3) If I encounter a person lacking the C-feature, what could lead me to speculate that the person is an imposter?

McKay seems to think that representing one’s spouse as lacking what we call a C-feature is not sufficient to speculate that the person is an imposter. We disagree. As we claim in the paper, one’s spouse is normally represented as a set of features, one of which is something like ‘intimacy’ (represented as a property of the person), or what we discuss as the ‘C-feature’ in our paper. If one’s representation lacks this, then one will answer the question: ‘who is this among the people I know?’ with ‘no one that I know’, i.e., a stranger. Notice that this means that one will have a conscious visual experience of someone who looks exactly like one’s spouse but one will also think the person is a stranger (no one that I know). That is almost a definition of an imposter.

4) If the absence of the C-feature prompts imposter speculations when I encounter someone I know, why would the absence of other relevant features (e.g., a moustache that has been shaved off) not do the same?

We suspect that people process some properties as essential and some as superficial. We suspect that there is only a serious possibility of robust misidentification if we mistakenly think that an essential property is lacking. We proposed that the C-feature, as we called it, is taken as an essential property of a close loved one, unlike, say, having a moustache. A key difference may be that you can reconcile lack of a superficial property with identity without having to envisage the possibility of misperception on your own part.

5) Why would the suppositional reasoning strategy require a capacity for endogenous-question-raising, whereas the correct logical strategy wouldn’t?

According to the Erotetic Theory, suppositional reasoning is formally defined as an inquisitive process. Nothing about being presented with a conditional reasoning task requires someone to adopt a suppositional strategy; this would require one to endogenously raise a question. As the paper demonstrates, an extremely interesting consequence of this is that suppositional reasoning generates errors in certain reasoning tasks.

6) Is the Erotetic Theory a theory of delusions, or schizophrenia, or both?

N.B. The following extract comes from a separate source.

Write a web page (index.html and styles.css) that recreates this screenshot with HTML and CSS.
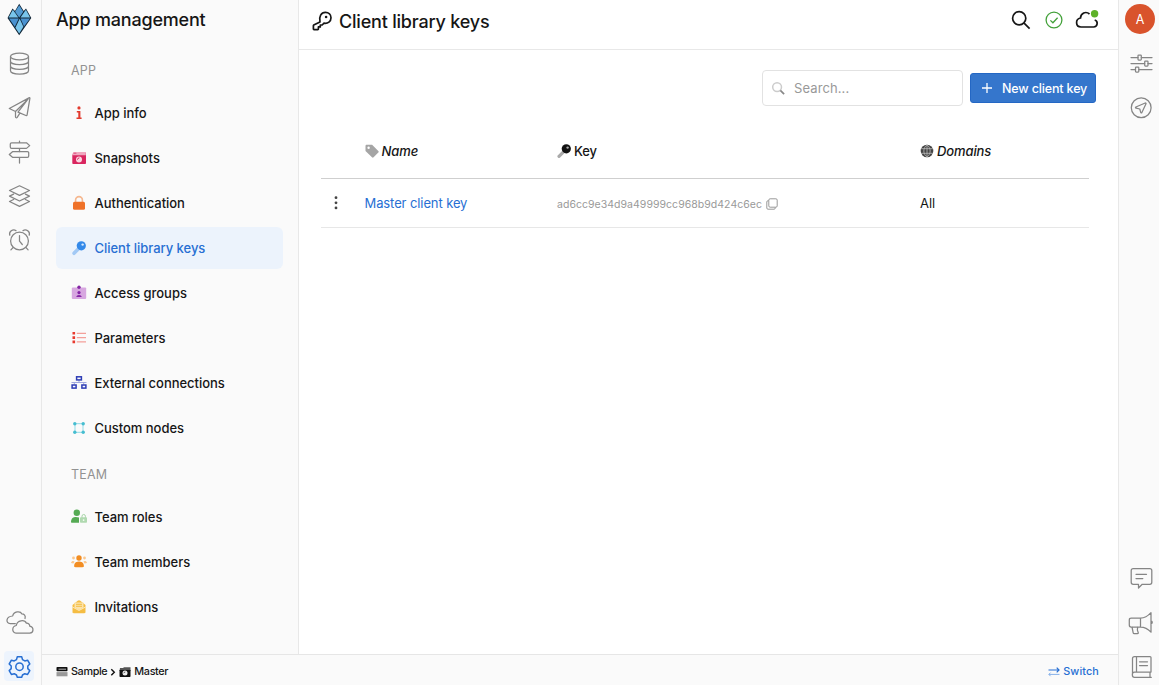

As we tried to explain in our original post, the Erotetic Theory is a theory of reasoning. In our paper, we demonstrate how this theory can both explain and predict different patterns of reasoning that we see exhibited by delusional subjects, namely the tendency to ‘jump to conclusions’ on probabilistic reasoning tasks and the adoption of the Capgras delusion in response to highly anomalous experiences. The theory also explains a pattern of reasoning exhibited by schizophrenic subjects (Mellet, et al; 2006).

At this stage, it is probably best not to think of our theory as a general account of delusion or schizophrenia, but rather as a proposal about one cognitive deficit that can lead to the patterns of reasoning observed in psychiatric subjects. It may be that this deficit is strongly associated with delusion (schizophrenic subjects are highly prone to delusion), or with schizophrenia (schizophrenics exhibit the JTC bias and it is also an aetiology of Capgras delusion). We think this is an interesting question that is worth pursuing.

7) What is the equivalence between raising fewer questions and raising lesser questions (questions with fewer alternatives)?

On our regimented account, questions are sets of alternatives. Aggregating multiple sets of alternatives (i.e., multiple questions) into one larger set of alternatives, and just taking on board a question with more alternatives largely come to the same thing.

8) Does the suggestion that individuals are less inquisitive add to what we know (which is that certain subjects seek less evidence when forming beliefs and making decisions)?

The Erotetic theory gives us an explanation of why subjects seek less evidence. It also makes sense of phenomena that are not obviously captured by bare notions of “seeking less evidence,” for example the results on reasoning with conditionals.